/** Spark SQL源码分析系列文章*/
前面几篇文章主要介绍的是spark sql包里的的spark sql执行流程,以及Catalyst包内的SqlParser,Analyzer和Optimizer,最后要介绍一下Catalyst里最后的一个Plan了,即Physical Plan。物理计划是Spark SQL执行Spark job的前置,也是最后一道计划。
如图:
一、SparkPlanner
话接上回,Optimizer接受输入的Analyzed Logical Plan后,会有SparkPlanner来对Optimized Logical Plan进行转换,生成Physical plans。lazy val optimizedPlan = optimizer(analyzed)
// TODO: Don't just pick the first one...
lazy val sparkPlan = planner(optimizedPlan).next()
SparkPlanner的apply方法,会返回一个Iterator[PhysicalPlan]。
SparkPlanner继承了SparkStrategies,SparkStrategies继承了QueryPlanner。
SparkStrategies包含了一系列特定的Strategies,这些Strategies是继承自QueryPlanner中定义的Strategy,它定义接受一个Logical Plan,生成一系列的Physical Plan
@transient
protected[sql] val planner = new SparkPlanner
protected[sql] class SparkPlanner extends SparkStrategies {
val sparkContext: SparkContext = self.sparkContext
val sqlContext: SQLContext = self
def numPartitions = self.numShufflePartitions //partitions的个数
val strategies: Seq[Strategy] = //策略的集合
CommandStrategy(self) ::
TakeOrdered ::
PartialAggregation ::
LeftSemiJoin ::
HashJoin ::
InMemoryScans ::
ParquetOperations ::
BasicOperators ::
CartesianProduct ::
BroadcastNestedLoopJoin :: Nil
etc......
}
QueryPlanner 是SparkPlanner的基类,定义了一系列的关键点,如Strategy,planLater和apply。
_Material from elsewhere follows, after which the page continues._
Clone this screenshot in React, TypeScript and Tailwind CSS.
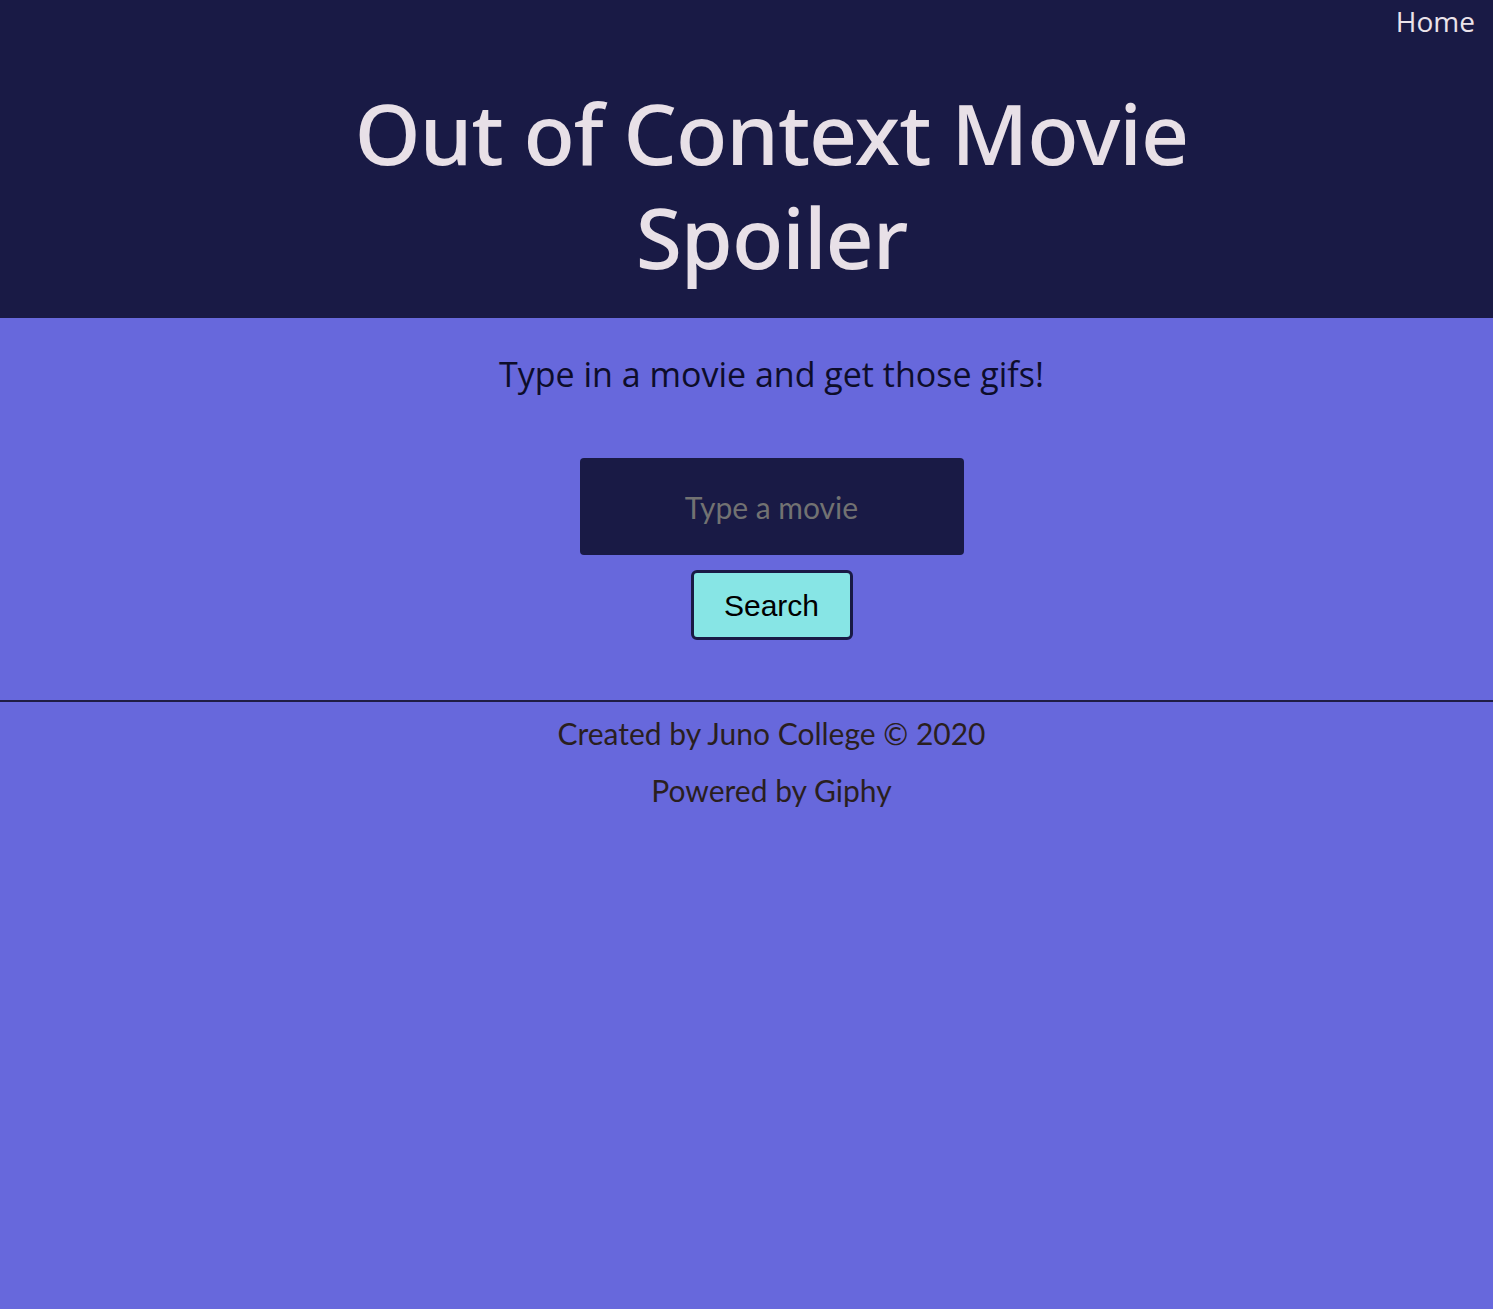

abstract class QueryPlanner[PhysicalPlan <: TreeNode[PhysicalPlan]] {
/** A list of execution strategies that can be used by the planner */
def strategies: Seq[Strategy]
/**
* Given a [[plans.logical.LogicalPlan LogicalPlan]], returns a list of `PhysicalPlan`s that can
* be used for execution. If this strategy does not apply to the give logical operation then an
* empty list should be returned.
*/
abstract protected class Strategy extends Logging {
def apply(plan: LogicalPlan): Seq[PhysicalPlan] //接受一个logical plan,返回Seq[PhysicalPlan]
}
/**
* Returns a placeholder for a physical plan that executes `plan`. This placeholder will be
* filled in automatically by the QueryPlanner using the other execution strategies that are
* available.
*/
protected def planLater(plan: LogicalPlan) = apply(plan).next() //返回一个占位符,占位符会自动被QueryPlanner用其它的strategies apply
def apply(plan: LogicalPlan): Iterator[PhysicalPlan] = {
// Obviously a lot to do here still...
val iter = strategies.view.flatMap(_(plan)).toIterator //整合所有的Strategy,_(plan)每个Strategy应用plan上,得到所有Strategies执行完后生成的所有Physical Plan的集合,一个iter
assert(iter.hasNext, s"No plan for $plan")
iter //返回所有物理计划
}
}
继承关系:
二、Spark Plan
Spark Plan是Catalyst里经过所有Strategies apply 的最终的物理执行计划的抽象类,它只是用来执行spark job的。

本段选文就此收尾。